In case you haven’t noticed, there are a couple of new game consoles shipping this week.
Heaven help you if you’re hoping to zip in and out of Best Buy to get a cell phone charger or something. If you’re not among the gamerati standing in line, cooking wieners on a Coleman stove, hoping to be among the lucky 20 or so who’ll grab a PS3 this weekend, I recommend staying inside with a good book. Trust me. You’ll be better off.
Me? I’ll be sitting in my warm apartment this weekend cheerfully hammering out the hits on my plastic guitar, eating cucumber sandwiches over tea, reading the latest Bob Woodward book or any one of a dozen other things that make me more interesting than you are. But the one thing I will not be doing is buying a new console. Not this weekend anyway.
Let’s explore some of the reasons why:
Getting Shot At
Hey, nobody likes getting shot at. Not even gamers. Not even with a BB gun. We prefer our gunshot wounds to be superficial, instantly-healing and (this is key) virtual. Real guns with real bullets may be fun to look at and play with, but being on the business end of one is kind of a drag. Especially if it’s being held by someone who wants your new PS3, and doubly-especially if you happen to get caught in the crossfire while swinging into Best Buy just to pick up a Shakira CD.
Ebay
It’s not as easy as it used to be to resell that launch-day purchase on Ebay for a 300% profit. Ebay has recently cracked down on these auctions, even though a few enterprising entrepreneurs are still able to slip through the cracks. The real downside to the scalper factor, though, is not Ebay, but your fellow scalpers. Price pressure could lead to lower overall prices, which could lead to scalpers scalping their less-expensively priced competitors, backstabbing each other for a piece of the action. Which is kind of what’s actually happening at Wal-Mart right now.
Leaving the House
Listen, I was one of those guys who almost kept Kozmo in business. Yes, I sat at my desk all damn day expecting people to bring me things. Sandwiches? Check. Antacids? Check. Hell. I even tried the online grocery services, and you’d be a fool to expect me to leave the house to buy deodorant and toilet paper, when Drugstore.com will happ[ily deliver it to my door. I don’t even pick up the phone to order pizza anymore. The weather in my world is a constant 72 degrees, regardless of the temperature outside thanks to both my air conditioning and the Xbox 360’s power brick. My windows are pasted over to avoid contact with the sun and about as fresh as the air at my place gets is when I go on a Febreeze binge. I’ll maybe dart quickly in and out to get a burger at 5 Guys or hit the local pub, but standing outside, in the cold for hours on end with other people? Haha. Holy crap. That’s … wow. Just wow. Hang on. I need a second here. Read on without me.
The Smell
Wieners roasting on a kerosene stove? OK, maybe you’re into that. It does kind of remind me of camping trips with my dad and all. So yeah, that’s OK. Un-washed gamers who’ve been camping outside for three days? I’ll pass. It’s like Burning Man without the LSD. And the awesome. If you do have to venture out, take a perfumed handkerchief.
Not Getting a New Console
Even if you’re not in line to buy one, being anywhere near that mess this weekend will only accentuate the searing shame of being one of the unlucky, unfaithful or un-motivated majority of us who won’t be updating our PS3 firmware, or playing whatever game they have available over the sure-to-be awesome Sony online service.

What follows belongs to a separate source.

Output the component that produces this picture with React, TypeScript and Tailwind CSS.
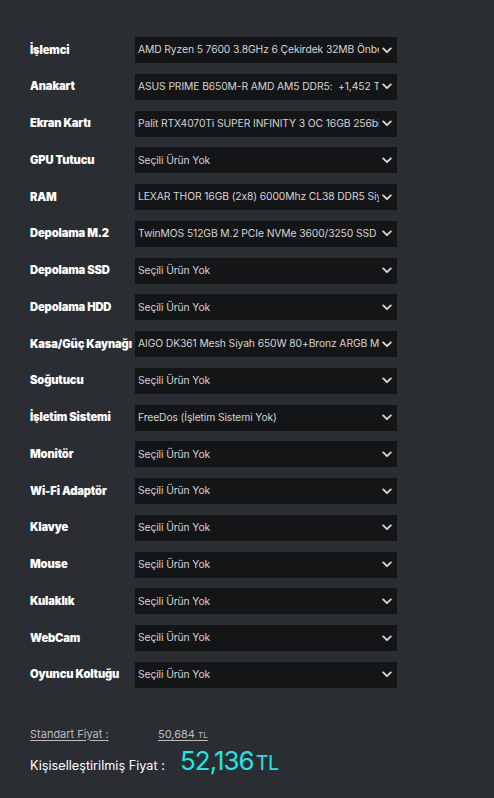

In a culture driven by the all-encompassing need to be among the first the grab “the shiny,” the damn-near iridescent PS3 is clearly a must-have. Even in my fortress of solitude, I’ll be having spasms of guilt over not caring to have one in my home. And wishing it weren’t so, and that I did care enough to overcome my paranoias, neuroses and eccentricities to try my luck at nabbing one. Forget it though. Better to tune it all out completely and pretend this launch weekend doesn’t exist, and that the PS3 isn’t arriving in stores and being taken home by gamers everywhere. Which, if rumors of another cut in supply are true, isn’t too far of a stretch.